Many popular artists have also publicly bemoaned what they say are paltry royalties paid out by digital providers. After a round of attacks from Radiohead frontman Thom Yorke, Spotify revealed last year that it paid artists as little as $0.006 per song play. Bette Midler tweeted this spring that nearly 4.2m plays on Pandora earned her just $114.11 in performance royalties.

This is exacerbated, the rights owners argue, by falling music industry revenues. US music industry revenues have decreased from a peak of $14.6bn in 1999 to just $7bn in 2013, according to data provided by the Recording Industry Association.

But music platforms, such as streaming providers and AM/FM radio broadcasters, charge that the proposed modifications would serve only to facilitate price fixing and anti-competitive behaviour similar to that seen before the original consent decrees were enacted in 1941.

“As evidenced by the outpouring of comments to the Department of Justice, Pandora stands alongside many other diverse entities in stressing the continued need for the protections afforded by the Ascap and BMI consent decrees,” said Dave Grimaldi, Pandora’s director of public affairs.

All parties agree, however, that the music ecosystem must be modernised to cope with technological change and to better incorporate stakeholders.

The existing compulsory licensing system revolves around performance rights organisations that act as middlemen by issuing blanket licences to providers and collecting and distributing royalties to member artists. In accordance with the consent decrees, they are required to grant licensees access to their song repertoires and are limited in what rates they can charge.

The framework was developed – and has been upheld for the past 70 years – as a way to avoid the drudgery of licensing thousands of individual transactions.

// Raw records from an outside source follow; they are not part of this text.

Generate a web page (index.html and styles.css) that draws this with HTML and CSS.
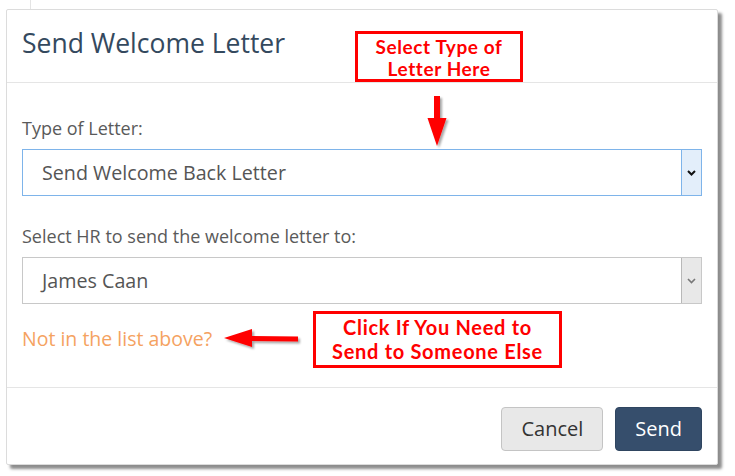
FILE: index.html
```html
<!DOCTYPE html>
<html lang="en">
<head>
    <meta charset="UTF-8">
    <meta name="viewport" content="width=device-width, initial-scale=1.0">
    <title>Send Welcome Letter</title>
    <link rel="stylesheet" href="styles.css">
</head>
<body>
    <div class="page">
        <span class="back-line"></span>

        <div class="modal">
            <div class="modal-header">
                <h4 class="modal-title">Send Welcome Letter</h4>
            </div>

            <div class="modal-body">
                <label class="field-label">Type of Letter:</label>
                <div class="select is-focus">
                    <span class="select-value">Send Welcome Back Letter</span>
                    <span class="select-btn">
                        <svg width="9" height="6" viewBox="0 0 9 6"><polyline points="1,1 4.5,4.5 8,1" fill="none" stroke="currentColor" stroke-width="2"/></svg>
                    </span>
                </div>

                <label class="field-label">Select HR to send the welcome letter to:</label>
                <div class="select">
                    <span class="select-value">James Caan</span>
                    <span class="select-btn">
                        <svg width="9" height="6" viewBox="0 0 9 6"><polyline points="1,1 4.5,4.5 8,1" fill="none" stroke="currentColor" stroke-width="1.6"/></svg>
                    </span>
                </div>

                <a class="other-link" href="#">Not in the list above?</a>
            </div>

            <div class="modal-footer">
                <button class="btn btn-cancel">Cancel</button>
                <button class="btn btn-send">Send</button>
            </div>
        </div>

        <!-- annotations drawn over the dialog -->
        <div class="callout callout-type">Select Type of<br>Letter Here</div>
        <svg class="arrow arrow-down" width="30" height="60" viewBox="0 0 30 60">
            <defs>
                <filter id="shadowDown" x="-50%" y="-50%" width="200%" height="200%">
                    <feDropShadow dx="2" dy="2" stdDeviation="1.2" flood-color="#000" flood-opacity="0.35"/>
                </filter>
            </defs>
            <polygon points="12,2 18,2 18,24 24.5,24 15,52 5.5,24 12,24" fill="#ff0000" filter="url(#shadowDown)"/>
        </svg>

        <div class="callout callout-other">Click If You Need to<br>Send to Someone Else</div>
        <svg class="arrow arrow-left" width="90" height="30" viewBox="0 0 90 30">
            <defs>
                <filter id="shadowLeft" x="-50%" y="-50%" width="200%" height="200%">
                    <feDropShadow dx="2" dy="2" stdDeviation="1.2" flood-color="#000" flood-opacity="0.35"/>
                </filter>
            </defs>
            <polygon points="2,13 30,4 30,11 76,11.5 76,16.5 30,16 30,22" fill="#ff0000" filter="url(#shadowLeft)"/>
        </svg>
    </div>
</body>
</html>
```

FILE: styles.css
```css
body {
    margin: 0;
    background: #ffffff;
    font-family: "Open Sans", "Noto Sans", sans-serif;
}
.page {
    position: relative;
    width: 735px;
    height: 476px;
    overflow: hidden;
}
.back-line {
    position: absolute;
    left: 30px;
    top: 0;
    width: 1px;
    height: 9px;
    background: #e4e4e4;
}
.modal {
    width: 712px;
    margin: 9px 0 0 6px;
    box-sizing: border-box;
    background: #fff;
    border: 1px solid #dcdcdc;
    border-radius: 2px;
    box-shadow: 4px 4px 3px rgba(0, 0, 0, 0.45);
}
.modal-header {
    padding: 15px 15px 21px;
    border-bottom: 1px solid #e5e5e5;
}
.modal-title {
    margin: 0;
    font-size: 26.5px;
    font-weight: 400;
    line-height: 36px;
    letter-spacing: 0;
    color: #34495e;
}
.modal-body {
    display: flex;
    flex-direction: column;
    align-items: flex-start;
    padding: 33px 15px 36px;
}
.field-label {
    font-size: 18px;
    line-height: 25px;
    color: #5a5a5a;
    margin-bottom: 8px;
}
.select {
    display: flex;
    align-self: stretch;
    height: 47px;
    box-sizing: border-box;
    border: 1px solid #c8c8c8;
    margin-bottom: 28px;
}
.select-value {
    flex: 1;
    padding-left: 19px;
    font-size: 19.7px;
    line-height: 45px;
    color: #555;
}
.select-btn {
    display: flex;
    align-items: center;
    justify-content: center;
    width: 19px;
    border-left: 1px solid #b8b8b8;
    background: #e8e8e8;
    color: #777;
}
.select.is-focus {
    border-color: #7eb4ea;
}
.select.is-focus .select-btn {
    border-left-color: #7eb4ea;
    background: #e3eefa;
    color: #111;
}
.other-link {
    margin-top: -6px;
    font-size: 19.5px;
    line-height: 25px;
    color: #f5a261;
    text-decoration: none;
}
.modal-footer {
    display: flex;
    justify-content: flex-end;
    gap: 12px;
    padding: 19px 15px 13px;
    border-top: 1px solid #e5e5e5;
}
.btn {
    height: 44px;
    padding: 0 19px;
    font-family: "Open Sans", "Noto Sans", sans-serif;
    font-size: 20px;
    line-height: 40px;
    border-radius: 4px;
    cursor: pointer;
}
.btn-cancel {
    background: #e8e8e8;
    border: 1px solid #c4c4c4;
    color: #333;
}
.btn-send {
    background: #364e6c;
    border: 1px solid #2f4560;
    color: #fff;
}
.callout {
    position: absolute;
    box-sizing: border-box;
    background: #fff;
    border: 3px solid #ff0000;
    color: #ff0000;
    font-family: Lato, "DejaVu Sans", sans-serif;
    font-weight: 700;
    font-size: 19px;
    line-height: 22px;
    letter-spacing: 0.6px;
    text-align: center;
}
.callout-type {
    left: 355px;
    top: 31px;
    width: 168px;
    height: 51px;
    padding-top: 2px;
}
.callout-other {
    left: 313px;
    top: 311px;
    width: 249px;
    height: 57px;
    padding-top: 1px;
    font-size: 20px;
    line-height: 24px;
    letter-spacing: 0.7px;
}
.arrow {
    position: absolute;
}
.arrow-down {
    left: 422px;
    top: 94px;
}
.arrow-left {
    left: 222px;
    top: 325px;
}
```
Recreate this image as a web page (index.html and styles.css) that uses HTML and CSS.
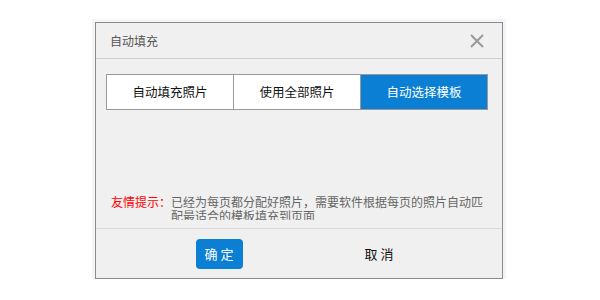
FILE: index.html
```html
<!DOCTYPE html>
<html lang="zh-CN">
  <head>
    <meta charset="utf-8" />
    <title>自动填充</title>
    <link rel="stylesheet" href="styles.css">
  </head>
  <body>
    <div class="dialog">
      <div class="dialog-head">
        <span class="dialog-title">自动填充</span>
        <svg class="dialog-close" width="14" height="14" viewBox="0 0 14 14">
          <path d="M1 1L13 13M13 1L1 13" stroke="#9a9a9a" stroke-width="2" fill="none" />
        </svg>
      </div>
      <div class="dialog-body">
        <div class="tabs">
          <div class="tab">自动填充照片</div>
          <div class="tab">使用全部照片</div>
          <div class="tab active">自动选择模板</div>
        </div>
        <div class="tip">
          <span class="tip-label">友情提示：</span>
          <span class="tip-text">已经为每页都分配好照片，需要软件根据每页的照片自动匹配最适合的模板填充到页面</span>
        </div>
      </div>
      <div class="dialog-foot">
        <div class="btn btn-ok">确 定</div>
        <div class="btn btn-cancel">取 消</div>
      </div>
    </div>
  </body>
</html>
```

FILE: styles.css
```css
body {
  margin: 0;
  background: #fff;
  font-family: "Noto Sans CJK SC", "Noto Sans", sans-serif;
  font-size: 12px;
}
.dialog {
  width: 406px;
  height: 255px;
  margin: 22px 0 0 95px;
  border: 1px solid #8a8a8a;
  background: #f0f0f0;
  box-shadow: 0 0 0 3px #f3f5f8;
  display: flex;
  flex-direction: column;
}
.dialog-head {
  height: 35px;
  border-bottom: 1px solid #cfcfcf;
  display: flex;
  align-items: center;
  justify-content: space-between;
  padding: 0 18px 0 14px;
}
.dialog-title {
  color: #555;
  font-size: 12px;
}
.dialog-body {
  height: 170px;
  padding: 15px 14px 0 10px;
  box-sizing: border-box;
  border-bottom: 1px solid #dcdcdc;
}
.tabs {
  display: flex;
}
.tab {
  width: 126px;
  height: 34px;
  line-height: 34px;
  text-align: center;
  background: #fff;
  color: #111;
  border: 1px solid #999;
  border-right: 0;
  font-size: 12.5px;
}
.tab:last-child {
  border-right: 1px solid #999;
}
.tab.active {
  background: #0a7fd3;
  color: #fff;
}
.tip {
  display: flex;
  margin-top: 85px;
  padding: 0 1px 0 5px;
  height: 25px;
  overflow: hidden;
  line-height: 14px;
}
.tip-label {
  color: #f00;
  white-space: nowrap;
}
.tip-text {
  flex: 1;
  color: #666;
}
.dialog-foot {
  flex: 1;
  display: flex;
  justify-content: center;
  align-items: center;
  gap: 113px;
}
.btn {
  width: 47px;
  height: 30px;
  line-height: 30px;
  text-align: center;
  border-radius: 4px;
  font-size: 13px;
}
.btn-ok {
  background: #0a7fd3;
  color: #fff;
}
.btn-cancel {
  color: #111;
}
```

Ed Black, a partner at Ropes & Gray who specialises in media law, said: “[Both sides] know and agree that we can’t do these deals by custom fabricating expensive transactions with legal teams every time you want to pay a nickel to hear a song in a restaurant.”

The system functioned well enough during the 20th century when music was distributed by physical means such as CDs, cassettes and vinyl. But the emergence of digital providers and internet and satellite radio has transformed what was once an ownership model into an access model – namely, where users prefer to stream songs rather than buy them.

This change in landscape has upended the uneasy truce once forged among artists, publishers, record labels and collective licensing bodies, and has created a sense of urgency to reform a framework designed during a different era.

However, breaking the stalemate is seen by many as a zero-sum outcome in which they could easily find themselves on the wrong side.

“There’s a growing recognition that this is not the time to rearrange deck chairs on the Titanic”, said a House judiciary committee aide. “We have to look at different approaches for how music licensing should look.”